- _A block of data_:
=-=-=-=-=
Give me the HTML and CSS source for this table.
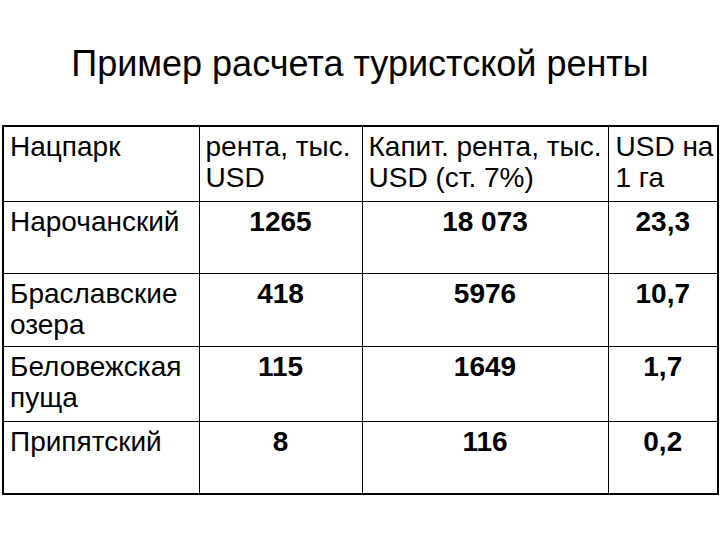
FILE: index.html
```html
<!DOCTYPE html>
<html lang="ru">
<head>
<meta charset="utf-8">
<title>Пример расчета туристской ренты</title>
<link rel="stylesheet" href="styles.css">
</head>
<body>
<div class="slide">
  <h1 class="title">Пример расчета туристской ренты</h1>
  <table class="rent">
    <colgroup>
      <col class="c1"><col class="c2"><col class="c3"><col class="c4">
    </colgroup>
    <tr class="r-head">
      <td>Нацпарк</td>
      <td>рента, тыс.<br>USD</td>
      <td>Капит. рента, тыс.<br>USD (ст. 7%)</td>
      <td class="last">USD на<br>1 га</td>
    </tr>
    <tr class="r1">
      <td>Нарочанский</td>
      <td class="num">1265</td>
      <td class="num">18 073</td>
      <td class="num">23,3</td>
    </tr>
    <tr class="r2">
      <td>Браславские<br>озера</td>
      <td class="num">418</td>
      <td class="num">5976</td>
      <td class="num">10,7</td>
    </tr>
    <tr class="r3">
      <td>Беловежская<br>пуща</td>
      <td class="num">115</td>
      <td class="num">1649</td>
      <td class="num">1,7</td>
    </tr>
    <tr class="r4">
      <td>Припятский</td>
      <td class="num">8</td>
      <td class="num">116</td>
      <td class="num">0,2</td>
    </tr>
  </table>
</div>
</body>
</html>
```
FILE: styles.css
```css
html, body {
  margin: 0;
  padding: 0;
  background: #ffffff;
}
.slide {
  width: 720px;
  height: 540px;
  font-family: "Liberation Sans", Arial, sans-serif;
  color: #000;
  padding-top: 44px;
  box-sizing: border-box;
}
.title {
  margin: 0;
  font-weight: normal;
  font-size: 36px;
  line-height: 40px;
  text-align: center;
  height: 81px;
}
.rent {
  border-collapse: collapse;
  table-layout: fixed;
  margin-left: 2px;
  width: 715px;
  border: 2px solid #000;
}
.c1 { width: 196px; }
.c2 { width: 163px; }
.c3 { width: 246px; }
.c4 { width: 110px; }
.rent td {
  border: 1px solid #000;
  vertical-align: top;
  font-size: 28px;
  line-height: 31px;
  padding: 4px 0 0 6px;
  white-space: nowrap;
  overflow: hidden;
}
.rent td.last {
  padding-left: 7px;
}
.rent td.num {
  text-align: center;
  font-weight: bold;
  padding-left: 0;
  padding-right: 0;
}
.r-head { height: 75px; }
.r1 { height: 72px; }
.r2 { height: 73px; }
.r3 { height: 75px; }
.r4 { height: 73px; }
```
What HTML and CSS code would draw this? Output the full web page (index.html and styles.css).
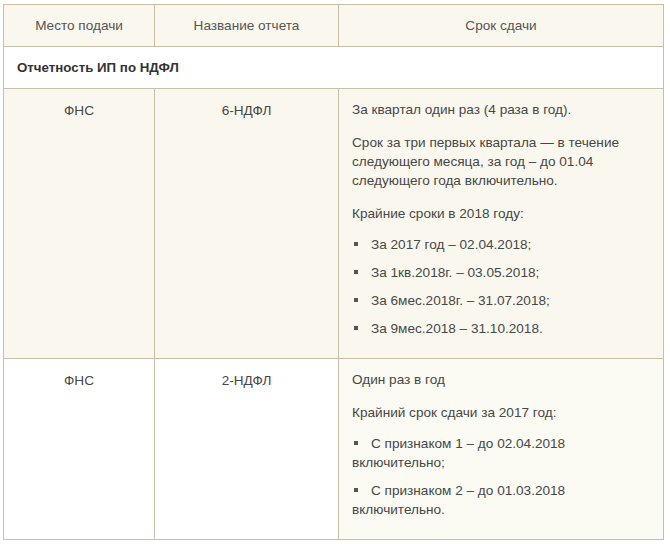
FILE: index.html
```html
<!DOCTYPE html>
<html lang="ru">
<head>
<meta charset="utf-8">
<link rel="stylesheet" href="styles.css">
</head>
<body>
<table class="report">
  <colgroup>
    <col class="c1">
    <col class="c2">
    <col class="c3">
  </colgroup>
  <thead>
    <tr>
      <th>Место подачи</th>
      <th>Название отчета</th>
      <th>Срок сдачи</th>
    </tr>
  </thead>
  <tbody>
    <tr class="section">
      <td colspan="3">Отчетность ИП по НДФЛ</td>
    </tr>
    <tr class="alt">
      <td class="center">ФНС</td>
      <td class="center">6-НДФЛ</td>
      <td class="desc">
        <p>За квартал один раз (4 раза в год).</p>
        <p>Срок за три первых квартала — в течение следующего месяца, за год – до 01.04 следующего года включительно.</p>
        <p>Крайние сроки в 2018 году:</p>
        <ul>
          <li>За 2017 год – 02.04.2018;</li>
          <li>За 1кв.2018г. – 03.05.2018;</li>
          <li>За 6мес.2018г. – 31.07.2018;</li>
          <li>За 9мес.2018 – 31.10.2018.</li>
        </ul>
      </td>
    </tr>
    <tr>
      <td class="center">ФНС</td>
      <td class="center">2-НДФЛ</td>
      <td class="desc tint">
        <p>Один раз в год</p>
        <p>Крайний срок сдачи за 2017 год:</p>
        <ul>
          <li>С признаком 1 – до 02.04.2018 включительно;</li>
          <li>С признаком 2 – до 01.03.2018 включительно.</li>
        </ul>
      </td>
    </tr>
  </tbody>
</table>
</body>
</html>
```

FILE: styles.css
```css
html, body {
  margin: 0;
  padding: 0;
  background: #ffffff;
}

body {
  padding: 4px 0 0 3px;
  font-family: "Liberation Sans", Arial, sans-serif;
  font-size: 13.6px;
  color: #474747;
}

.report {
  border-collapse: collapse;
  width: 660px;
  table-layout: fixed;
}

.c1 { width: 151px; }
.c2 { width: 184px; }
.c3 { width: 325px; }

.report th,
.report td {
  border: 1px solid #c9bfa6;
  vertical-align: top;
  line-height: 19px;
}

.report th {
  background: #faf8ee;
  font-weight: normal;
  color: #555555;
  height: 41px;
  padding: 0 10px;
  vertical-align: middle;
  text-align: center;
}

.section td {
  height: 41px;
  padding: 0 13px;
  vertical-align: middle;
  font-weight: bold;
  font-size: 13.3px;
  color: #333333;
  background: #ffffff;
}

.alt td {
  background: #faf8ee;
}

.report td.center {
  text-align: center;
  padding: 12px 10px;
}

.report td.desc {
  padding: 11px 12px 11px 13px;
}

.report td.tint {
  background: #fbfaf3;
}

.desc p {
  margin: 0 0 14px 0;
}

.desc ul {
  list-style: none;
  margin: -2px 0 0 0;
  padding: 0;
}

.desc li {
  margin: 0 0 9px 0;
}

.desc li::before {
  content: "";
  display: inline-block;
  width: 4px;
  height: 4px;
  background: #555555;
  margin: 0 13px 2px 2px;
  vertical-align: middle;
}
```
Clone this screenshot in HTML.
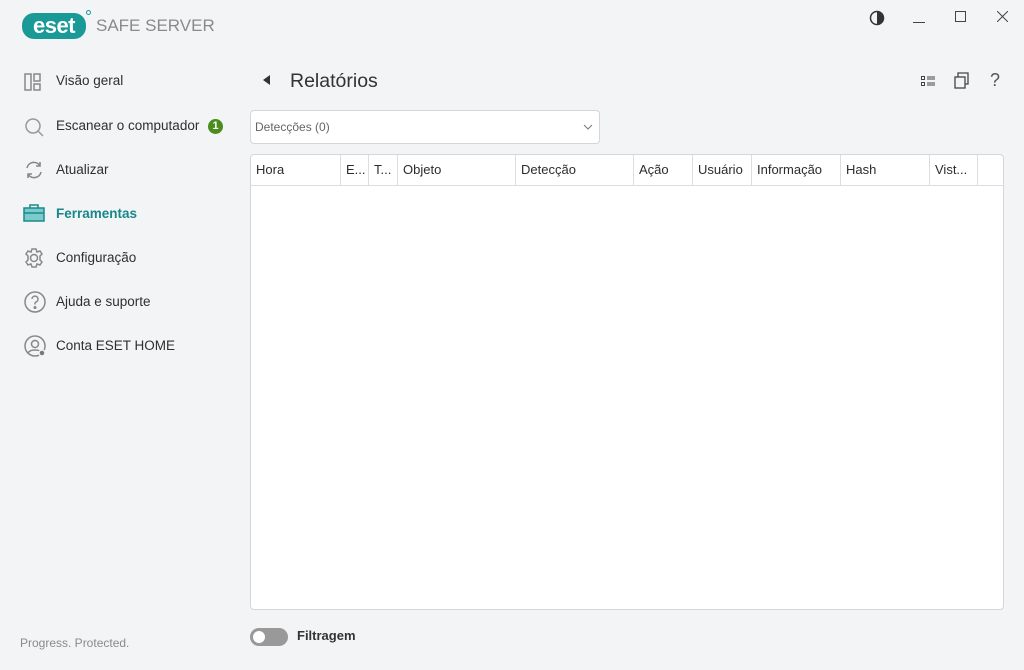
<!DOCTYPE html><html><head><style>
*{margin:0;padding:0;box-sizing:border-box}
body{width:1024px;height:670px;background:#f3f4f6;font-family:"Liberation Sans",sans-serif;color:#2c2c2c;position:relative;overflow:hidden;font-size:14px}
.a{position:absolute}
.nav{position:absolute;left:56px;font-size:13.5px;color:#2f2f2f}
.ic{position:absolute;left:23px}
.th{position:absolute;top:155px;height:30px;line-height:30px;font-size:13px;padding-left:5px;border-right:1px solid #ddd;white-space:nowrap;overflow:hidden}
</style></head><body>
<div class="a" style="left:22px;top:13px;width:64px;height:26px;background:#1a9a97;border-radius:12px;color:#fff;font-weight:bold;font-size:22px;line-height:25px;text-align:center;letter-spacing:-0.5px">eset</div>
<div class="a" style="left:86px;top:10px;width:5px;height:5px;border-radius:50%;border:1px solid #1a9a97"></div>
<div class="a" style="left:96px;top:16px;font-size:17px;color:#8a8a8a">SAFE SERVER</div>
<svg class="a" style="left:868px;top:9px" width="18" height="18"><circle cx="9" cy="9" r="6.5" fill="none" stroke="#333" stroke-width="1.5"/><path d="M9 2.5a6.5 6.5 0 0 1 0 13z" fill="#333"/></svg>
<div class="a" style="left:913px;top:22px;width:12px;height:1px;background:#444"></div>
<div class="a" style="left:955px;top:11px;width:11px;height:11px;border:1px solid #444"></div>
<svg class="a" style="left:997px;top:11px" width="11" height="11"><path d="M0 0L11 11M11 0L0 11" stroke="#444"/></svg>
<svg class="ic" style="top:72px" width="20" height="20" fill="none" stroke="#888" stroke-width="1.5"><rect x="2" y="2" width="6" height="16"/><rect x="11" y="2" width="6" height="7"/><rect x="11" y="12" width="6" height="6"/></svg>
<div class="nav" style="top:73px">Visão geral</div>
<svg class="ic" style="top:116px" width="22" height="22" fill="none" stroke="#999" stroke-width="1.5"><circle cx="10" cy="10" r="7"/><path d="M15 15l5 5"/></svg>
<div class="nav" style="top:118px">Escanear o computador</div>
<div class="a" style="left:208px;top:119px;width:15px;height:15px;border-radius:50%;background:#4b8d1c;color:#fff;font-size:11px;font-weight:bold;text-align:center;line-height:15px">1</div>
<svg class="ic" style="top:159px" width="22" height="22" fill="none" stroke="#888" stroke-width="1.6"><path d="M4 9a7 7 0 0 1 13-2M18 13a7 7 0 0 1-13 2M17 3v4h-4M5 19v-4h4"/></svg>
<div class="nav" style="top:162px">Atualizar</div>
<svg class="ic" style="top:203px" width="22" height="20" fill="#7ccbcc" stroke="#1a8a8a" stroke-width="1.5"><rect x="1" y="5" width="20" height="13"/><path d="M7 5V2h8v3M1 10h20" fill="none"/></svg>
<div class="nav" style="top:206px;color:#17878a;font-weight:bold">Ferramentas</div>
<svg class="ic" style="top:247px" width="22" height="22" fill="none" stroke="#888" stroke-width="1.5"><circle cx="11" cy="11" r="3.5"/><path d="M9 2h4l1 3 3-1 2 3-2 2v4l2 2-2 3-3-1-1 3H9l-1-3-3 1-2-3 2-2V9L3 7l2-3 3 1z"/></svg>
<div class="nav" style="top:250px">Configuração</div>
<svg class="ic" style="top:290px" width="24" height="24" fill="none" stroke="#888" stroke-width="1.5"><circle cx="12" cy="12" r="10"/><path d="M9 9a3 3 0 1 1 4 3c-1 .5-1 1-1 2.5"/><circle cx="12" cy="17.5" r=".8" fill="#888"/></svg>
<div class="nav" style="top:294px">Ajuda e suporte</div>
<svg class="ic" style="top:334px" width="24" height="24" fill="none" stroke="#888" stroke-width="1.5"><circle cx="12" cy="12" r="10"/><circle cx="12" cy="10" r="3.5"/><path d="M5 19c2-4 12-4 14 0"/><circle cx="19" cy="19" r="3" fill="#777" stroke="#f3f4f6"/></svg>
<div class="nav" style="top:338px">Conta ESET HOME</div>
<div class="a" style="left:20px;top:636px;font-size:12px;color:#8a8a8a">Progress. Protected.</div>
<svg class="a" style="left:263px;top:75px" width="8" height="10"><path d="M7 0v10L0 5z" fill="#333"/></svg>
<div class="a" style="left:290px;top:70px;font-size:19.5px;color:#333">Relatórios</div>
<svg class="a" style="left:921px;top:76px" width="15" height="11" fill="none" stroke="#444"><rect x=".5" y=".5" width="3" height="3"/><rect x=".5" y="6.5" width="3" height="3"/><path d="M6 1h8M6 3h8M6 7h8M6 9h8"/></svg>
<svg class="a" style="left:954px;top:72px" width="16" height="17" fill="none" stroke="#444" stroke-width="1.3"><rect x="1" y="5" width="10" height="11"/><path d="M4 5V1h10v11h-3"/></svg>
<div class="a" style="left:990px;top:70px;font-size:18px;color:#555">?</div>
<div class="a" style="left:250px;top:110px;width:350px;height:34px;background:#fff;border:1px solid #d4d6d9;border-radius:4px"></div>
<div class="a" style="left:255px;top:120px;font-size:12px;color:#666">Detecções (0)</div>
<svg class="a" style="left:583px;top:124px" width="10" height="6"><path d="M1 1l4 4 4-4" fill="none" stroke="#777"/></svg>
<div class="a" style="left:250px;top:154px;width:754px;height:456px;background:#fff;border:1px solid #d4d6d9;border-radius:4px"></div>
<div class="a" style="left:251px;top:185px;width:752px;height:1px;background:#ddd"></div>
<div class="th" style="left:251px;width:90px">Hora</div>
<div class="th" style="left:341px;width:28px">E...</div>
<div class="th" style="left:369px;width:29px">T...</div>
<div class="th" style="left:398px;width:118px">Objeto</div>
<div class="th" style="left:516px;width:118px">Detecção</div>
<div class="th" style="left:634px;width:59px">Ação</div>
<div class="th" style="left:693px;width:59px">Usuário</div>
<div class="th" style="left:752px;width:89px">Informação</div>
<div class="th" style="left:841px;width:89px">Hash</div>
<div class="th" style="left:930px;width:48px">Vist...</div>
<div class="a" style="left:250px;top:628px;width:38px;height:18px;border-radius:9px;background:#999"></div>
<div class="a" style="left:253px;top:631px;width:12px;height:12px;border-radius:50%;background:#fff"></div>
<div class="a" style="left:297px;top:628px;font-size:13px;font-weight:bold;color:#333">Filtragem</div>
</body></html>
=-=-=-=-=
- _WHAT YOU NEED TO DO_:
Return the lines of the records that include the string "table".

- _WORKED ANSWER_:
Give me the HTML and CSS source for this table.
  <table class="rent">
  </table>
  table-layout: fixed;
<table class="report">
</table>
  table-layout: fixed;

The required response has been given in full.